Yo apostaba y conseguía buena información en la época en que mi amigo Sidney, que era un importante contable de Benny, me pidió, como un favor, que llamara a su oficina cuando me enterara de algo sobre un partido, algo que pudiera afectar al resultado, como que había un arreglo o que uno de los jugadores estaba lesionado.

Así pues, un día me enteré de una lesión de la que no se había informado y llamé a mi amigo Sidney, pero no estaba. De todos modos, hablé con Benny, el jefe en persona. Le dije a Benny lo del jugador. Me acuerdo del jugador, Bobby Avila, segundo base del Cleveland Indians. Dije: «Avila, fuera».

Quería alertarlo para que hiciera modificaciones en su línea y no lo atropellaran todos los profesionales, los cuales, puedo asegurarlo, tenían ya la misma información que yo.

Benny escucha la información como si supiera de lo que le estoy hablando, pero cuando acabo me pregunta: «¿Pero no tienen otro segundo base?» Pensé: «¿Otro Bobby Avila? ¿En serio?». No podía creérmelo.

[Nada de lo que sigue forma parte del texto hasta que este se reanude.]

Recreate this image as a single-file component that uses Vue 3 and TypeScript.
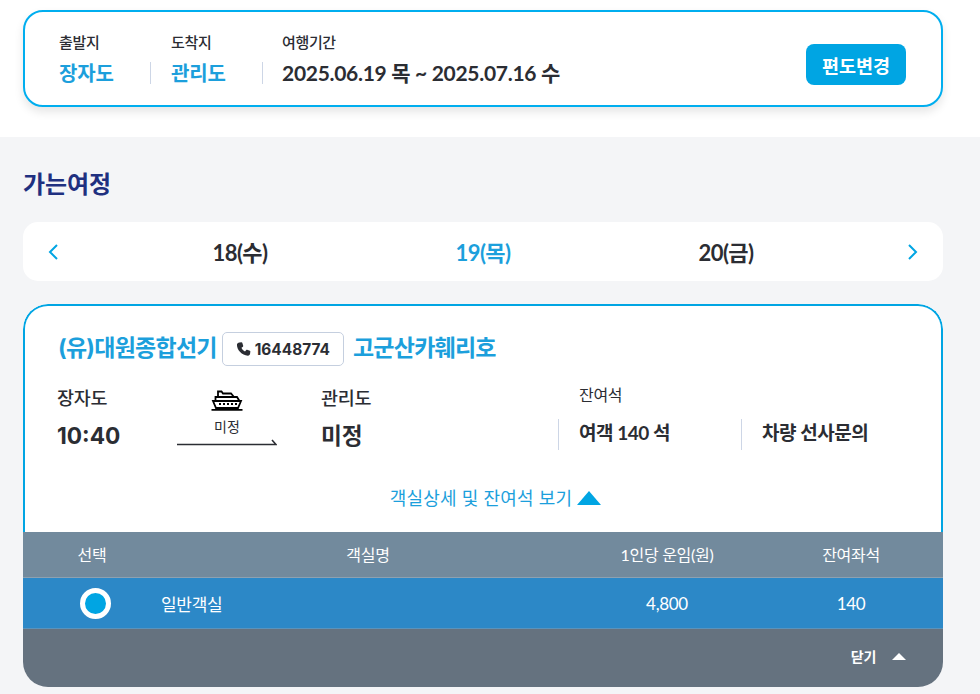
<template>
  <div class="page">
    <section class="top">
      <div class="search-box">
        <div class="search-col col-from">
          <span class="search-label">출발지</span>
          <strong class="search-port">장자도</strong>
        </div>
        <div class="search-col col-to">
          <span class="search-label">도착지</span>
          <strong class="search-port">관리도</strong>
        </div>
        <div class="search-col col-date">
          <span class="search-label">여행기간</span>
          <strong class="search-date">2025.06.19 목 ~ 2025.07.16 수</strong>
        </div>
        <button class="change-btn">편도변경</button>
      </div>
    </section>

    <section class="content">
      <h2 class="title">가는여정</h2>

      <div class="date-bar">
        <svg class="date-arrow" width="10" height="16" viewBox="0 0 10 16">
          <path d="M9 1 L2 8 L9 15" fill="none" stroke="#00a5e3" stroke-width="2" />
        </svg>
        <div class="date-list">
          <span v-for="d in dates" :key="d.label" class="date-item" :class="{ active: d.active }">{{ d.label }}</span>
        </div>
        <svg class="date-arrow" width="10" height="16" viewBox="0 0 10 16">
          <path d="M1 1 L8 8 L1 15" fill="none" stroke="#00a5e3" stroke-width="2" />
        </svg>
      </div>

      <div class="ship-card">
        <div class="ship-body">
          <div class="ship-head">
            <span class="ship-text">(유)대원종합선기</span>
            <span class="phone">
              <svg width="16" height="16" viewBox="0 0 24 24">
                <path fill="#2b2d33" d="M6.6 2.2 L9.8 2 C10.3 2 10.7 2.3 10.9 2.8 L12.3 7.2 C12.4 7.7 12.3 8.2 11.9 8.5 L9.7 10.3 C10.8 12.7 12.6 14.6 15 15.8 L16.9 13.6 C17.2 13.2 17.7 13.1 18.2 13.3 L22.3 14.8 C22.8 15 23.1 15.4 23 16 L22.6 19.3 C22.4 21 21 22.2 19.3 22.1 C10.3 21.4 3 14 2.9 5.7 C2.9 3.9 4.6 2.4 6.6 2.2 Z" />
              </svg>
              16448774
            </span>
            <span class="ship-text">고군산카훼리호</span>
          </div>

          <div class="route">
            <div class="route-port">
              <span class="port-name">장자도</span>
              <strong class="port-time">10:40</strong>
            </div>
            <div class="route-mid">
              <svg class="ship-icon" width="32" height="22" viewBox="0 0 32 22">
                <g fill="none" stroke="#000" stroke-width="1.8">
                  <path d="M7 8 V2.5 H10.5 L12 4.5 H20 L23 8" />
                  <path d="M4.5 12 V8 H26 L28.5 12" />
                  <path d="M2 12 H30 L27 19 H5 Z" />
                  <path d="M0.5 20.8 H31.5" />
                </g>
                <g fill="#000">
                  <rect x="8" y="14" width="2" height="2" />
                  <rect x="12" y="14" width="2" height="2" />
                  <rect x="16" y="14" width="2" height="2" />
                  <rect x="20" y="14" width="2" height="2" />
                  <rect x="24" y="14" width="2" height="2" />
                </g>
              </svg>
              <span class="mid-text">미정</span>
              <svg class="mid-line" width="100" height="8" viewBox="0 0 100 8">
                <path d="M0 6.5 H99 L95 2" fill="none" stroke="#2b2d33" stroke-width="1.6" />
              </svg>
            </div>
            <div class="route-port">
              <span class="port-name">관리도</span>
              <strong class="port-time">미정</strong>
            </div>
            <div class="seats">
              <span class="seats-label">잔여석</span>
              <div class="seats-row">
                <div class="seat-cell">여객 140 석</div>
                <div class="seat-cell">차량 선사문의</div>
              </div>
            </div>
          </div>

          <div class="detail-toggle">
            객실상세 및 잔여석 보기
            <svg width="24" height="14" viewBox="0 0 24 14"><path d="M12 0 L24 14 H0 Z" fill="#00a5e3" /></svg>
          </div>
        </div>

        <div class="table-row table-head">
          <span class="cell">선택</span>
          <span class="cell">객실명</span>
          <span class="cell">1인당 운임(원)</span>
          <span class="cell">잔여좌석</span>
        </div>
        <div v-for="room in rooms" :key="room.name" class="table-row table-item">
          <span class="cell"><i class="radio"></i></span>
          <span class="cell cell-left">{{ room.name }}</span>
          <span class="cell">{{ room.price }}</span>
          <span class="cell">{{ room.seats }}</span>
        </div>
        <div class="table-foot">
          <span class="close-text">닫기</span>
          <svg width="14" height="7" viewBox="0 0 14 7"><path d="M7 0 L14 7 H0 Z" fill="#fff" /></svg>
        </div>
      </div>
    </section>
  </div>
</template>

<script setup lang="ts">
import { ref } from 'vue';

const dates = ref([
  { label: '18(수)', active: false },
  { label: '19(목)', active: true },
  { label: '20(금)', active: false },
]);

const rooms = ref([{ name: '일반객실', price: '4,800', seats: 140 }]);
</script>

<style>
html, body {
  margin: 0;
  background: #f4f5f7;
}
</style>

<style scoped>
.page {
  height: 694px;
  overflow: hidden;
  font-family: Lato, "Noto Sans CJK KR", sans-serif;
  color: #2b2d33;
  background: #f4f5f7;
}

.top {
  height: 137px;
  box-sizing: border-box;
  padding: 10px 37px 0 23px;
  background: #fff;
}

.search-box {
  display: flex;
  align-items: center;
  height: 97px;
  box-sizing: border-box;
  padding: 0 35px 0 34px;
  border: 2px solid #00aeef;
  border-radius: 20px;
  background: #fff;
  box-shadow: 0 5px 10px rgba(0, 0, 0, 0.1);
}

.search-col {
  display: flex;
  flex-direction: column;
  gap: 8px;
  padding-top: 1px;
}

.col-from { width: 112px; }
.col-to { width: 111px; }

.search-label {
  font-size: 15px;
  line-height: 20px;
  font-weight: 500;
  letter-spacing: -0.35px;
}

.search-port {
  position: relative;
  font-size: 20px;
  line-height: 26px;
  font-weight: 700;
  letter-spacing: -0.1px;
  color: #1c9fdc;
}

.search-port::after {
  content: "";
  position: absolute;
  top: 2px;
  left: 91px;
  width: 1px;
  height: 22px;
  background: #cdd6e6;
}

.search-date {
  font-size: 21px;
  line-height: 26px;
  font-weight: 700;
  letter-spacing: -0.3px;
}

.change-btn {
  margin-left: auto;
  margin-top: 12px;
  width: 100px;
  height: 41px;
  padding: 0;
  border: 0;
  border-radius: 8px;
  background: #00a5e3;
  color: #fff;
  font-family: inherit;
  font-size: 18.5px;
  font-weight: 700;
}

.content {
  padding: 0 37px 0 23px;
}

.title {
  margin: 0;
  padding-top: 29px;
  font-size: 24px;
  line-height: 35px;
  font-weight: 700;
  letter-spacing: -0.1px;
  color: #1f3080;
}

.date-bar {
  display: flex;
  align-items: center;
  justify-content: space-between;
  height: 59px;
  margin-top: 21px;
  padding: 0 25px;
  box-sizing: border-box;
  background: #fff;
  border-radius: 15px;
}

.date-arrow {
  flex: none;
}

.date-list {
  display: flex;
  padding-bottom: 2px;
}

.date-item {
  width: 243px;
  text-align: center;
  font-size: 22px;
  font-weight: 700;
  letter-spacing: -0.6px;
}

.date-item.active {
  color: #1c9fdc;
}

.ship-card {
  margin-top: 23px;
  border-radius: 25px;
  overflow: hidden;
  background: #fff;
}

.ship-body {
  height: 228px;
  box-sizing: border-box;
  padding: 26px 0 0 33px;
  border: 2px solid #00a5e3;
  border-bottom: 0;
  border-radius: 25px 25px 0 0;
}

.ship-head {
  display: flex;
  align-items: center;
  height: 34px;
  font-family: Inter, "Noto Sans CJK KR", sans-serif;
  font-size: 23px;
  font-weight: 700;
  letter-spacing: -0.75px;
  color: #1c9fdc;
}

.ship-text {
  margin-bottom: 6px;
}

.phone {
  display: inline-flex;
  align-items: center;
  gap: 4px;
  height: 34px;
  box-sizing: border-box;
  margin: 0 9px 0 5px;
  padding: 0 13px 0 12px;
  border: 1px solid #c5cfdf;
  border-radius: 5px;
  font-size: 15.4px;
  letter-spacing: 0;
  color: #2b2d33;
}

.route {
  display: flex;
  margin-top: 17px;
  margin-left: -1px;
}

.route-port {
  display: flex;
  flex-direction: column;
  width: 120px;
}

.port-name {
  font-size: 18.5px;
  line-height: 30px;
  font-weight: 500;
  letter-spacing: -0.3px;
}

.port-time {
  margin-top: 8px;
  font-family: Inter, "Noto Sans CJK KR", sans-serif;
  font-size: 22.7px;
  line-height: 30px;
  font-weight: 700;
}

.route-mid {
  display: flex;
  flex-direction: column;
  align-items: center;
  width: 100px;
  margin-right: 44px;
}

.ship-icon {
  margin-top: 6px;
}

.mid-text {
  margin-top: 6px;
  font-size: 14px;
  line-height: 20px;
}

.mid-line {
  margin-top: 1px;
}

.seats {
  margin-left: 117px;
  margin-top: -1px;
}

.seats-label {
  display: block;
  padding-left: 21px;
  font-size: 16px;
  line-height: 26px;
  letter-spacing: -0.3px;
}

.seats-row {
  display: flex;
  margin-top: 11px;
}

.seat-cell {
  width: 183px;
  height: 31px;
  box-sizing: border-box;
  padding-left: 20px;
  border-left: 1px solid #cdd6e6;
  font-size: 19px;
  line-height: 27px;
  font-weight: 700;
  letter-spacing: -0.45px;
}

.detail-toggle {
  display: flex;
  align-items: center;
  justify-content: center;
  gap: 5px;
  margin-top: 33px;
  margin-left: -8px;
  font-size: 18px;
  line-height: 28px;
  letter-spacing: 0.25px;
  color: #1c9fdc;
}

.table-row {
  display: grid;
  grid-template-columns: 15% 45% 20% 20%;
  align-items: center;
  color: #fff;
}

.cell {
  display: flex;
  justify-content: center;
}

.cell-left {
  justify-content: flex-start;
}

.table-head {
  height: 46px;
  box-sizing: border-box;
  padding-bottom: 2px;
  background: #728a9d;
  border-bottom: 1px solid #8da1b1;
  font-size: 16px;
  letter-spacing: -0.3px;
}

.table-item {
  height: 51px;
  box-sizing: border-box;
  background: #2c88c7;
  border-bottom: 1px solid #5a93bc;
  font-size: 17px;
  letter-spacing: -0.3px;
}

.radio {
  display: block;
  width: 21px;
  height: 21px;
  margin-left: 6px;
  border: 5px solid #fff;
  border-radius: 50%;
  background: #00a5e3;
}

.table-foot {
  display: flex;
  align-items: center;
  justify-content: flex-end;
  gap: 16px;
  height: 58px;
  box-sizing: border-box;
  padding: 0 37px 4px 0;
  background: #65727f;
  color: #fff;
  font-size: 14px;
  font-weight: 700;
}

.close-text {
  letter-spacing: -0.3px;
}
</style>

Aquella noche encontré a Sidney y le pregunté si estaba trabajando para un loco. Me dijo que Benny no seguía los partidos, sólo la cuantía. Benny era el corredor de apuestas más importante de Chicago, no porque estuviera al corriente de los jugadores y deportes, sino porque pagaba el lunes. No importaba la cantidad que te debiera pasado el fin de semana, Benny pagaba el lunes. Su contable estaría allí con un sobre y billetes nuevos y flamantes. Y si el dinero se lo debías tú, siempre te daba más tiempo. Así pues, tanto si sabía quién era Bobby Avila como si no, tenía una enorme clientela y se hacía de oro.